When the movie “Teen Wolf” was released in 1985, I was obsessed with it. The film, about a nerdy high school student who becomes a werewolf, starring Michael J. Fox, was a hit, spurring not only a sequel (starring Jason Bateman) but a cartoon series, of which I was also a fan. It was always a movie I thought of fondly, so when I stumbled across the opening credits of Teen Wolf while flipping channels earlier this week, I rejoiced. But a half-hour into it, I grew puzzled. “This movie is not good,” I thought. “Could my opinions of films have evolved from when I was 6?”

Let me qualify my obsession with Teen Wolf: For Halloween that year, my mother made me an elaborate costume, ironing on letters reading “Teen Wolf” to a mesh cap I wore atop my werewolf mask, and gluing fake fur to the back of rubber gloves with the fingers cut off. I was in heaven.

On the day we wore our costumes to school, the elementary teachers took us on a parade through the high school, and I remember giving thumbs up to the high school girls. I could tell they all had crushes on me; I knew they wondered about the man behind the wolf, just as the girls did for Michael J. Fox in the movie. For months afterward, I would pretend I could hear dog whistles and would study my teeth in the mirror to see if I was growing fangs.

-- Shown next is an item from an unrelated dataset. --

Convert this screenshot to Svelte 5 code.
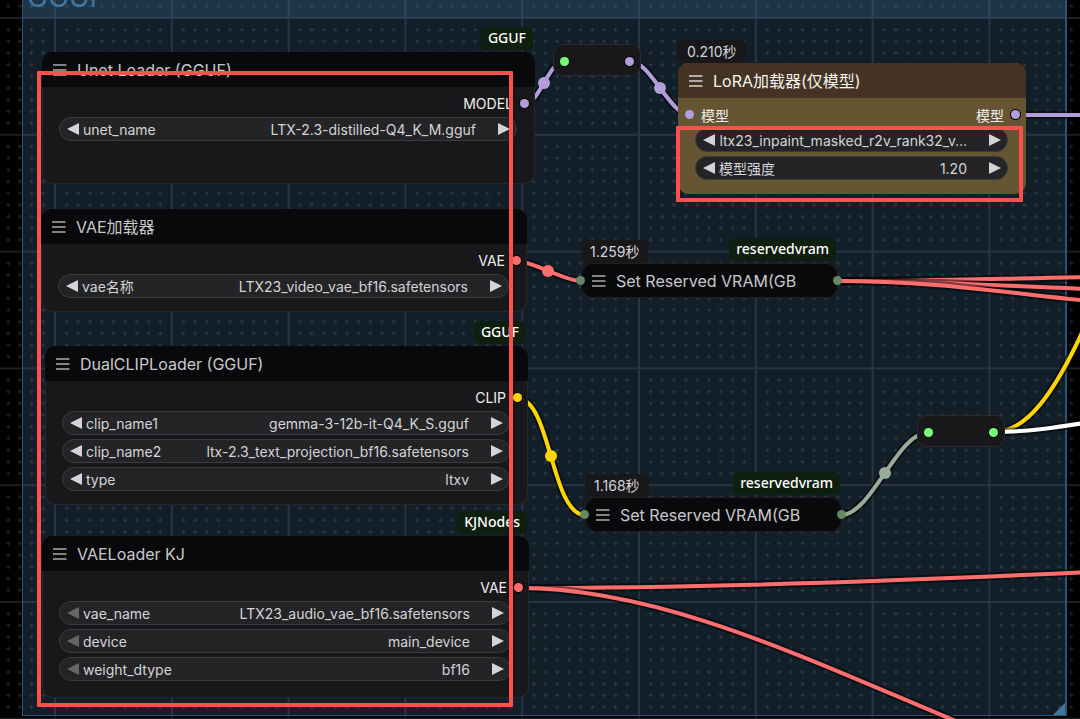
<script lang="ts">
  type Widget = {
    name: string;
    value: string;
    hideName?: boolean;
    first?: boolean;
    number?: boolean;
  };

  type GraphNode = {
    id: string;
    title: string;
    x: number;
    y: number;
    w: number;
    h: number;
    output: string;
    input?: string;
    color: string;
    badge?: string;
    time?: string;
    theme?: string;
    widgets: Widget[];
  };

  const nodes: GraphNode[] = [
    {
      id: "unet", title: "Unet Loader (GGUF)", x: 42, y: 52, w: 493, h: 132,
      output: "MODEL", color: "#b39ddb", badge: "GGUF",
      widgets: [{ name: "unet_name", value: "LTX-2.3-distilled-Q4_K_M.gguf" }],
    },
    {
      id: "vae", title: "VAE加载器", x: 41, y: 209, w: 486, h: 103,
      output: "VAE", color: "#ff6e6e",
      widgets: [{ name: "vae名称", value: "LTX23_video_vae_bf16.safetensors" }],
    },
    {
      id: "clip", title: "DualCLIPLoader (GGUF)", x: 45, y: 346, w: 483, h: 159,
      output: "CLIP", color: "#ffd500", badge: "GGUF",
      widgets: [
        { name: "clip_name1", value: "gemma-3-12b-it-Q4_K_S.gguf" },
        { name: "clip_name2", value: "ltx-2.3_text_projection_bf16.safetensors" },
        { name: "type", value: "ltxv" },
      ],
    },
    {
      id: "kj", title: "VAELoader KJ", x: 42, y: 536, w: 487, h: 162,
      output: "VAE", color: "#ff6e6e", badge: "KJNodes",
      widgets: [
        { name: "vae_name", value: "LTX23_audio_vae_bf16.safetensors", first: true },
        { name: "device", value: "main_device", first: true },
        { name: "weight_dtype", value: "bf16", first: true },
      ],
    },
    {
      id: "lora", title: "LoRA加载器(仅模型)", x: 678, y: 63, w: 348, h: 131,
      input: "模型", output: "模型", color: "#b39ddb", time: "0.210秒", theme: "brown",
      widgets: [
        { name: "LoRA", value: "ltx23_inpaint_masked_r2v_rank32_v…", hideName: true },
        { name: "模型强度", value: "1.20", number: true },
      ],
    },
  ];

  const collapsed = [
    { x: 581, y: 263, time: "1.259秒" },
    { x: 585, y: 497, time: "1.168秒" },
  ];

  const reroutes = [
    { x: 553, y: 44, out: "#b39ddb" },
    { x: 917, y: 415, out: "#77ff77" },
  ];

  const links = [
    { d: "M524 104 C540 104 548 61 565 61", color: "#b39ddb", mid: [544, 83] },
    { d: "M630 61 C650 61 670 115 690 115", color: "#b39ddb", mid: [660, 88] },
    { d: "M1015 115 L1080 115", color: "#b39ddb" },
    { d: "M516 261 C533 261 564 281 581 281", color: "#ff6e6e", mid: [548, 271] },
    { d: "M837 281 C930 281 980 279 1090 277", color: "#ff6e6e" },
    { d: "M837 281 C930 281 980 285 1090 289", color: "#ff6e6e" },
    { d: "M837 281 C930 281 1000 292 1090 301", color: "#ff6e6e" },
    { d: "M517 398 C551 398 551 515 585 515", color: "#ffd500", mid: [551, 456] },
    { d: "M841 515 C872 515 897 432 929 432", color: "#99aa99", mid: [885, 473] },
    { d: "M994 432 C1026 432 1054 395 1086 324", color: "#ffd500" },
    { d: "M994 432 C1026 432 1054 428 1090 422", color: "#ffffff" },
    { d: "M518 588 C700 588 900 581 1090 572", color: "#ff6e6e" },
    { d: "M518 588 C660 588 800 656 958 722", color: "#ff6e6e" },
  ];

  const dots = Array.from({ length: 9 }, (_, i) => (i + 1) * 11.68 + 1);
</script>

{#snippet menuIcon()}
  <svg width="14" height="12" viewBox="0 0 14 12" aria-hidden="true">
    <path d="M0 1H13.500M0 6H13.500M0 11H13.500" stroke="currentColor" stroke-width="1.500" />
  </svg>
{/snippet}

{#snippet arrow(d)}
  <svg width="12" height="12" viewBox="0 0 12 12" aria-hidden="true">
    <path {d} fill="currentColor" />
  </svg>
{/snippet}

<main class="graph">
  <svg class="layer" aria-hidden="true">
    <defs>
      <pattern id="grid" x="54" y="17" width="116.8" height="116.8" patternUnits="userSpaceOnUse">
        <path d="M1 0V116.8M0 1H116.8" stroke="#1e1e22" stroke-width="2" />
        {#each dots as y}
          {#each dots as x}
            <path d="M{x - 2} {y}h4M{x} {y - 2}v4" stroke="#232328" stroke-width="1.200" />
          {/each}
        {/each}
      </pattern>
    </defs>
    <rect width="100%" height="100%" fill="url(#grid)" />
  </svg>

  <section class="group">
    <h1>GGUF</h1>
    <svg class="resize" width="12" height="12" viewBox="0 0 12 12" aria-hidden="true">
      <path d="M12 0V12H0Z" fill="#3f789e" />
    </svg>
  </section>

  <svg class="layer" aria-hidden="true">
    {#each links as link}
      <path d={link.d} fill="none" stroke="#000" stroke-opacity="0.5" stroke-width="8" />
      <path d={link.d} fill="none" stroke={link.color} stroke-width="4" />
      {#if link.mid}
        <circle cx={link.mid[0]} cy={link.mid[1]} r="6" fill={link.color} />
      {/if}
    {/each}
  </svg>

  {#each nodes as node}
    <article
      class="node {node.theme ?? ''}"
      style="left: {node.x}px; top: {node.y}px; width: {node.w}px; min-height: {node.h}px"
    >
      {#if node.time}<span class="time">{node.time}</span>{/if}
      {#if node.badge}<span class="badge">{node.badge}</span>{/if}
      <header>
        <button class="menu" aria-label="Collapse">{@render menuIcon()}</button>
        <h2>{node.title}</h2>
      </header>
      <div class="slots">
        {#if node.input}
          <i class="dot" style="background: {node.color}"></i>
          <span>{node.input}</span>
        {/if}
        <span class="output">{node.output}</span>
        <i class="dot ring" style="background: {node.color}"></i>
      </div>
      <div class="widgets">
        {#each node.widgets as widget, i}
          <div class="widget">
            <button aria-label="Previous" disabled={widget.first}>
              {@render arrow("M12 0V12L0 6Z")}
            </button>
            {#if !widget.hideName}
              <label for="{node.id}-{i}">{widget.name}</label>
            {/if}
            {#if widget.number}
              <input id="{node.id}-{i}" type="text" value={widget.value} />
            {:else}
              <select id="{node.id}-{i}" aria-label={widget.name}>
                <option>{widget.value}</option>
              </select>
            {/if}
            <button aria-label="Next">{@render arrow("M0 0V12L12 6Z")}</button>
          </div>
        {/each}
      </div>
    </article>
  {/each}

  {#each collapsed as node}
    <article class="node collapsed" style="left: {node.x}px; top: {node.y}px">
      <span class="time">{node.time}</span>
      <span class="badge">reservedvram</span>
      <header>
        <button class="menu" aria-label="Expand">{@render menuIcon()}</button>
        <h2>Set Reserved VRAM(GB</h2>
      </header>
      <i class="end start"></i>
      <i class="end"></i>
    </article>
  {/each}

  {#each reroutes as node}
    <div class="reroute" style="left: {node.x}px; top: {node.y}px">
      <i class="dot"></i>
      <i class="dot ring" style="background: {node.out}"></i>
    </div>
  {/each}

  <div class="mark loaders"></div>
  <div class="mark lora"></div>
</main>

<style>
  :global(body) {
    margin: 0;
    background: #000;
  }
  .graph {
    position: relative;
    min-height: 100vh;
    overflow: hidden;
    background: #000;
    font-family: Inter, "Noto Sans CJK SC", sans-serif;
    font-size: 14px;
    color: #d4d4d8;
  }
  .layer {
    position: absolute;
    inset: 0;
    width: 100%;
    height: 100%;
  }
  .group {
    position: absolute;
    left: 22px;
    top: -18px;
    width: 1042px;
    height: 732px;
    border: 1px solid #2b5575;
    border-right-width: 2px;
    background: rgba(68, 120, 158, 0.26);
  }
  h1 {
    margin: 0;
    height: 35px;
    padding-left: 4px;
    font-size: 28px;
    line-height: 28px;
    font-weight: 400;
    color: #3f789e;
    background: rgba(63, 120, 158, 0.25);
  }
  .resize {
    position: absolute;
    right: 0;
    bottom: 0;
  }
  .node {
    position: absolute;
    box-sizing: border-box;
    border-radius: 11px;
    background: #18181a;
    box-shadow: inset 0 0 0 1px #27272b;
  }
  header {
    display: flex;
    align-items: center;
    gap: 10px;
    box-sizing: border-box;
    height: 35px;
    padding: 0 11px;
    border-radius: 11px 11px 0 0;
    background: #09090b;
  }
  h2 {
    margin: 0;
    font-size: 16px;
    line-height: 24px;
    font-weight: 400;
    white-space: nowrap;
    color: #c8c8cb;
  }
  button {
    display: flex;
    padding: 0;
    border: none;
    background: none;
    color: #d4d4d8;
    cursor: pointer;
  }
  button:disabled {
    color: #666;
  }
  .menu {
    color: #aaa;
  }
  .slots {
    display: flex;
    align-items: center;
    gap: 7px;
    height: 27px;
    padding: 3px 6px 0 7px;
    color: #eeeef0;
  }
  .output {
    margin-left: auto;
  }
  .dot {
    width: 9px;
    height: 9px;
    border-radius: 50%;
    background: #77ff77;
  }
  .ring {
    box-shadow: 0 0 0 1px #09090b;
  }
  .widgets {
    display: flex;
    flex-direction: column;
    gap: 4px;
    padding: 0 18px 0 17px;
  }
  .widget {
    display: flex;
    align-items: center;
    box-sizing: border-box;
    height: 24px;
    padding: 0 6px 0 7px;
    border: 1px solid #3a3a40;
    border-radius: 12px;
    background: #242426;
  }
  label {
    margin-left: 4px;
  }
  select,
  input {
    flex: 1;
    min-width: 0;
    margin: 0 22px 0 4px;
    padding: 0;
    border: none;
    outline: none;
    appearance: none;
    background: none;
    font: inherit;
    color: inherit;
    text-align: right;
    text-align-last: right;
  }
  .brown {
    background: #665533;
    box-shadow: none;
  }
  .brown header {
    background: #443322;
  }
  .brown h2 {
    color: #f4f4f4;
  }
  .brown .menu {
    color: #d4d4d8;
  }
  .time,
  .badge {
    position: absolute;
    height: 23px;
    line-height: 23px;
    border-radius: 5px;
    white-space: nowrap;
  }
  .time {
    left: 0;
    bottom: 100%;
    padding: 0 9px;
    background: #18181b;
  }
  .badge {
    right: 2px;
    top: -25px;
    padding: 0 7px;
    font-family: "Noto Sans", sans-serif;
    font-weight: 500;
    line-height: 22px;
    color: #fff;
    background: #0f1f0f;
  }
  .collapsed {
    width: 257px;
  }
  .collapsed header {
    border-radius: 12px;
    box-shadow: inset 0 0 0 1px #1f1f22;
  }
  .end {
    position: absolute;
    right: -4px;
    top: 13px;
    width: 9px;
    height: 9px;
    border-radius: 50%;
    background: #668866;
  }
  .start {
    right: auto;
    left: -5px;
  }
  .reroute {
    position: absolute;
    display: flex;
    align-items: center;
    justify-content: space-between;
    box-sizing: border-box;
    width: 88px;
    height: 32px;
    padding: 2px 6px 0;
    border: 1px solid #2b2b30;
    border-radius: 10px;
    background: #18181a;
  }
  .mark {
    position: absolute;
    box-sizing: border-box;
    border: 4px solid #ff5050;
    border-radius: 1px;
    pointer-events: none;
  }
  .loaders {
    left: 37px;
    top: 71px;
    width: 476px;
    height: 636px;
  }
  .lora {
    left: 676px;
    top: 126px;
    width: 347px;
    height: 76px;
  }
</style>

The story of a geeky kid on a loser basketball team who realizes he has amazing powers has undeniable appeal, and Fox could portray manic adolescent energy better than almost anyone. That Teen Wolf’s skyrocketing popularity would end in hubris tempered by greater self-knowledge wasn’t the most original plot line, but geez, what do you expect from a teen comedy/werewolf flick?

But no matter how great my nostalgia for Teen Wolf, I could not make myself like that movie upon watching it last week. The soundtrack was lame, the jokes weren’t funny, and, perhaps most egregiously, the film failed to achieve that authenticity of high school life in the 1980s that made so many other movies of that era fun to watch. And the character “Stiles?” Are you kidding me? At my high school, that dude would have gotten his ass kicked.

I have been feeling disappointed ever since, but this isn’t the first time a movie I loved when I was younger has not seemed as funny upon watching it now. There was a summer during my childhood where my friends and I watched “Spaceballs” almost every day. The last time I saw that movie, I was not impressed. The same holds true for “Weird Al” Yankovic’s “UHF,” (with the exception, of course, of Spatula City). Another dud that somehow remains a classic is “Weird Science.” I defy you to watch that movie and tell me it’s any good (other than the scene where Anthony Michael Hall gets drunk).

There are, of course, those films that age better. “The Goonies” came on a few weeks back, and that movie remains every bit as exciting as when I saw it in the theater. But Teen Wolf, unfortunately, is not in the same class. So I flipped it off in an act of self-preservation before it ended – before the play where Fox is a werewolf-confederate general, before the triumphant basketball game, before my second-grade enthusiasm for Teen Wolf was totally squelched.